## Data extracted from a collection
╭──
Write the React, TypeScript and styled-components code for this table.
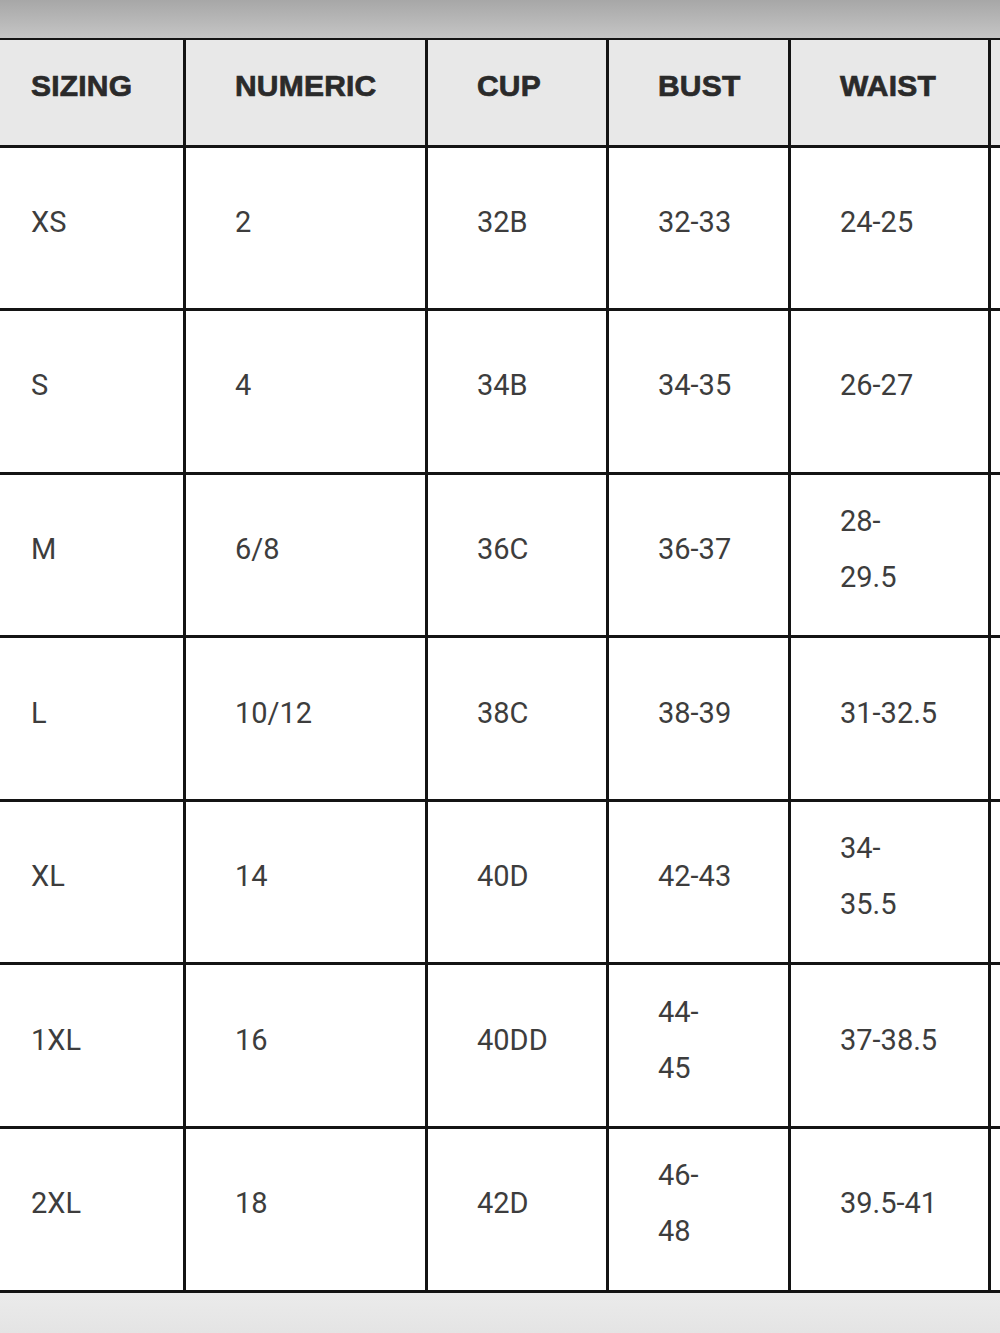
import React from 'react'
import styled, { createGlobalStyle } from 'styled-components'

const GlobalStyle = createGlobalStyle`
  html, body {
    margin: 0;
    padding: 0;
    background: #ffffff;
  }
`

const Page = styled.div`
  width: 1000px;
  height: 1333px;
  display: flex;
  flex-direction: column;
  overflow: hidden;
  background: #ffffff;
`

const TopBar = styled.div`
  height: 38px;
  flex: none;
  background: linear-gradient(to bottom, #a7a7a7, #c5c5c5);
`

const Scroller = styled.div`
  flex: none;
  overflow: hidden;
  width: 1000px;
`

const Table = styled.table`
  margin-left: -21px;
  border-collapse: collapse;
  table-layout: fixed;
  width: 1209px;
`

const HeadCell = styled.th`
  height: 107px;
  padding: 0 0 12px 49px;
  box-sizing: border-box;
  background: #e8e8e8;
  border: 3px solid #141414;
  border-top-width: 2px;
  text-align: left;
  vertical-align: middle;
  font-family: 'Liberation Sans', Arial, sans-serif;
  font-weight: 700;
  font-size: 30px;
  color: #2a2a2a;
  letter-spacing: 0.2px;
  -webkit-text-stroke: 0.7px #2a2a2a;
`

const Cell = styled.td`
  height: 163.6px;
  padding: 0 0 12px 49px;
  box-sizing: border-box;
  border: 3px solid #141414;
  text-align: left;
  vertical-align: middle;
  font-family: Roboto, 'Noto Sans', sans-serif;
  font-weight: 400;
  font-size: 29px;
  line-height: 56px;
  color: #3d3d3d;
`

const BottomBar = styled.div`
  flex: 1;
  background: linear-gradient(to bottom, #ebebeb, #e4e4e4);
`

const widths = [204, 242, 181, 182, 200, 200]
const headers = ['SIZING', 'NUMERIC', 'CUP', 'BUST', 'WAIST', '']

const rows: string[][] = [
  ['XS', '2', '32B', '32-33', '24-25', ''],
  ['S', '4', '34B', '34-35', '26-27', ''],
  ['M', '6/8', '36C', '36-37', '28-|29.5', ''],
  ['L', '10/12', '38C', '38-39', '31-32.5', ''],
  ['XL', '14', '40D', '42-43', '34-|35.5', ''],
  ['1XL', '16', '40DD', '44-|45', '37-38.5', ''],
  ['2XL', '18', '42D', '46-|48', '39.5-41', ''],
]

const CellText = ({ value }: { value: string }) => {
  const parts = value.split('|')
  return (
    <>
      {parts.map((p, i) => (
        <React.Fragment key={i}>
          {i > 0 && <br />}
          {p}
        </React.Fragment>
      ))}
    </>
  )
}

const App = () => {
  return (
    <Page>
      <GlobalStyle />
      <TopBar />
      <Scroller>
        <Table>
          <colgroup>
            {widths.map((w, i) => (
              <col key={i} style={{ width: w }} />
            ))}
          </colgroup>
          <thead>
            <tr>
              {headers.map((h, i) => (
                <HeadCell key={i}>{h}</HeadCell>
              ))}
            </tr>
          </thead>
          <tbody>
            {rows.map(r => (
              <tr key={r[0]}>
                {r.map((v, i) => (
                  <Cell key={i}>
                    <CellText value={v} />
                  </Cell>
                ))}
              </tr>
            ))}
          </tbody>
        </Table>
      </Scroller>
      <BottomBar />
    </Page>
  )
}

export default App
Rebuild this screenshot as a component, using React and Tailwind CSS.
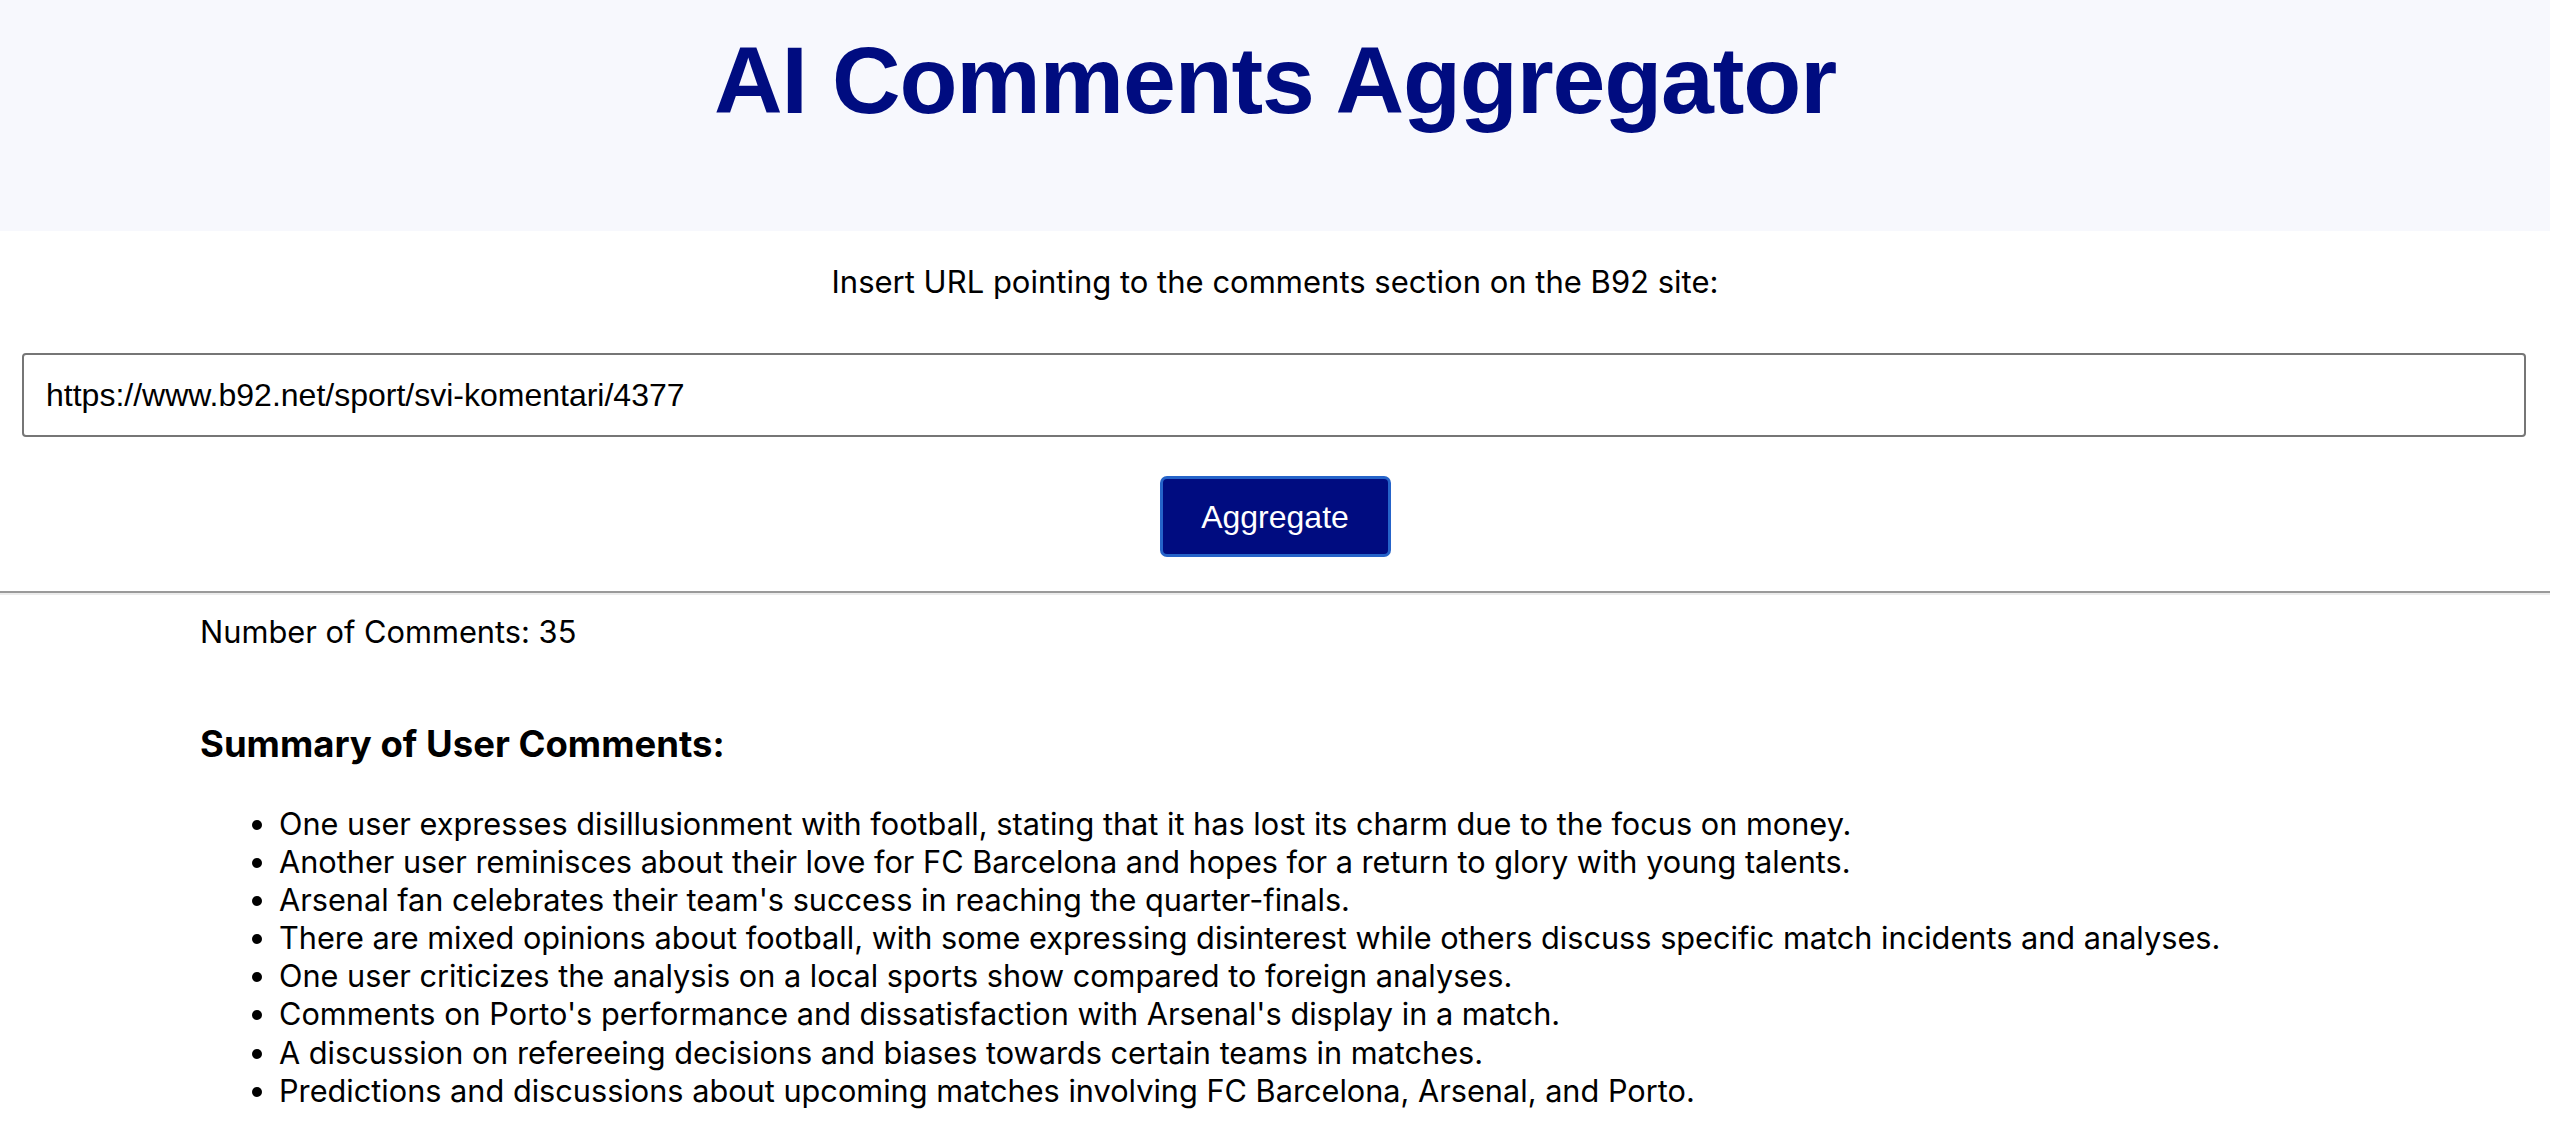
export default function App() {
  const items = [
    "One user expresses disillusionment with football, stating that it has lost its charm due to the focus on money.",
    "Another user reminisces about their love for FC Barcelona and hopes for a return to glory with young talents.",
    "Arsenal fan celebrates their team's success in reaching the quarter-finals.",
    "There are mixed opinions about football, with some expressing disinterest while others discuss specific match incidents and analyses.",
    "One user criticizes the analysis on a local sports show compared to foreign analyses.",
    "Comments on Porto's performance and dissatisfaction with Arsenal's display in a match.",
    "A discussion on refereeing decisions and biases towards certain teams in matches.",
    "Predictions and discussions about upcoming matches involving FC Barcelona, Arsenal, and Porto.",
  ];
  return (
    <div className="min-h-[1142px] w-full bg-white text-black font-['Inter',sans-serif]">
      <header className="h-[231px] bg-[#f7f8fd] pt-[33px]">
        <h1 className="text-center font-['Liberation_Sans',Arial,sans-serif] font-bold text-[95px] leading-[95px] tracking-[-0.012em] text-[#000c80]">
          AI Comments Aggregator
        </h1>
      </header>
      <p className="mt-[33px] text-center text-[31px] leading-[36px]">
        Insert URL pointing to the comments section on the B92 site:
      </p>
      <div className="mt-[53px] pl-[22px] pr-[24px]">
        <input
          type="text"
          defaultValue="https://www.b92.net/sport/svi-komentari/4377"
          className="block h-[84px] w-full rounded-[4px] border-2 border-[#767676] bg-white px-[22px] font-['Liberation_Sans',Arial,sans-serif] text-[32px] text-black outline-none"
        />
      </div>
      <div className="mt-[39px] flex justify-center">
        <button className="h-[81px] w-[231px] rounded-[7px] border-[3px] border-[#2563c9] bg-[#000c80] font-['Liberation_Sans',Arial,sans-serif] text-[32px] text-white">
          Aggregate
        </button>
      </div>
      <div className="mt-[34px]">
        <div className="h-[2px] bg-[#9a9a9a]" />
        <div className="h-[2px] bg-[#ececec]" />
      </div>
      <div className="px-[200px]">
        <p className="mt-[19px] text-[30.8px] leading-[36px]">Number of Comments: 35</p>
        <h3 className="mt-[74px] text-[36.5px] font-bold leading-[40px]">Summary of User Comments:</h3>
        <ul className="mt-[41px] list-disc pl-[79px] text-[30.7px] leading-[38.1px]">
          {items.map((t, i) => (
            <li key={i}>{t}</li>
          ))}
        </ul>
      </div>
    </div>
  );
}
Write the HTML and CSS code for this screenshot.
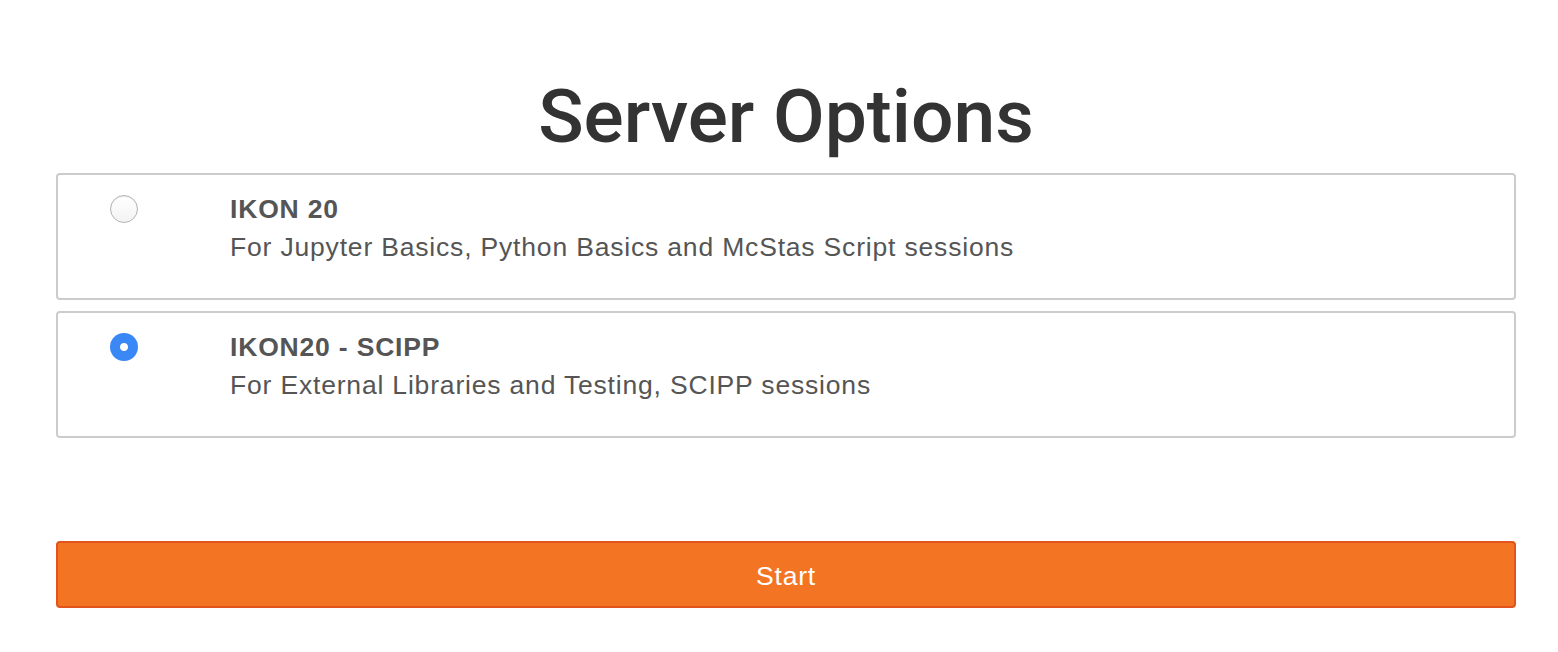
FILE: index.html
```html
<!DOCTYPE html>
<html lang="en">
<head>
<meta charset="utf-8">
<title>Server Options</title>
<link rel="stylesheet" href="styles.css">
</head>
<body>
<main class="page">
  <h1 class="title">Server Options</h1>
  <form class="options">
    <label class="card">
      <span class="radio"></span>
      <span class="text">
        <strong class="name">IKON 20</strong>
        <span class="desc">For Jupyter Basics, Python Basics and McStas Script sessions</span>
      </span>
    </label>
    <label class="card">
      <span class="radio checked"></span>
      <span class="text">
        <strong class="name">IKON20 - SCIPP</strong>
        <span class="desc">For External Libraries and Testing, SCIPP sessions</span>
      </span>
    </label>
    <button type="button" class="start">Start</button>
  </form>
</main>
</body>
</html>
```

FILE: styles.css
```css
html, body {
  margin: 0;
  padding: 0;
  background: #ffffff;
}

body {
  font-family: "Liberation Sans", Arial, Helvetica, sans-serif;
  color: #555555;
}

.page {
  width: 1460px;
  padding: 75px 0 0 56px;
}

.title {
  margin: 0 0 16px 0;
  font-family: Roboto, "Liberation Sans", Arial, sans-serif;
  font-size: 75px;
  line-height: 82px;
  font-weight: 500;
  color: #333333;
  text-align: center;
}

.options {
  display: flex;
  flex-direction: column;
}

.card {
  display: grid;
  grid-template-columns: 28px 1fr;
  column-gap: 92px;
  align-items: start;
  border: 2px solid #cccccc;
  border-radius: 4px;
  padding: 15px 20px 32px 52px;
  margin-bottom: 11px;
}

.radio {
  display: block;
  box-sizing: border-box;
  width: 28px;
  height: 28px;
  margin-top: 5px;
  border-radius: 50%;
  border: 1.5px solid #b3b3b3;
  background: linear-gradient(#ffffff, #f3f3f3);
  box-shadow: inset 0 1px 1px rgba(0, 0, 0, 0.08);
}

.radio.checked {
  border: none;
  background: radial-gradient(circle, #ffffff 0, #ffffff 3.5px, #3a87f6 4.5px);
  box-shadow: none;
}

.text {
  display: flex;
  flex-direction: column;
  font-size: 26.5px;
  line-height: 38px;
  letter-spacing: 0.82px;
}

.name {
  font-weight: 700;
  color: #555555;
}

.desc {
  color: #555555;
}

.start {
  margin-top: 92px;
  height: 67px;
  border: 2px solid #e2531d;
  border-radius: 4px;
  background: #f37524;
  color: #ffffff;
  font-family: "Liberation Sans", Arial, Helvetica, sans-serif;
  font-size: 26.5px;
  letter-spacing: 0.8px;
  padding: 3px 0 0 0;
  cursor: pointer;
}
```
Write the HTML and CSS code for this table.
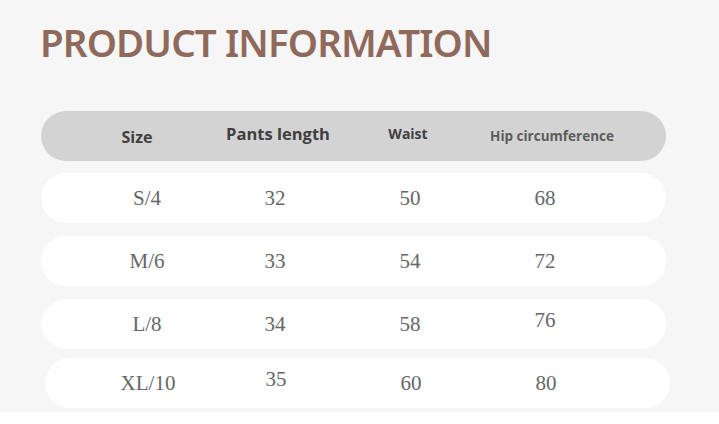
╰──
## WRITTEN REQUEST
Find every line in the records above that holds the word "screenshot", and copy each one.

## EXERCISE RESPONSE
Rebuild this screenshot as a component, using React and Tailwind CSS.
Write the HTML and CSS code for this screenshot.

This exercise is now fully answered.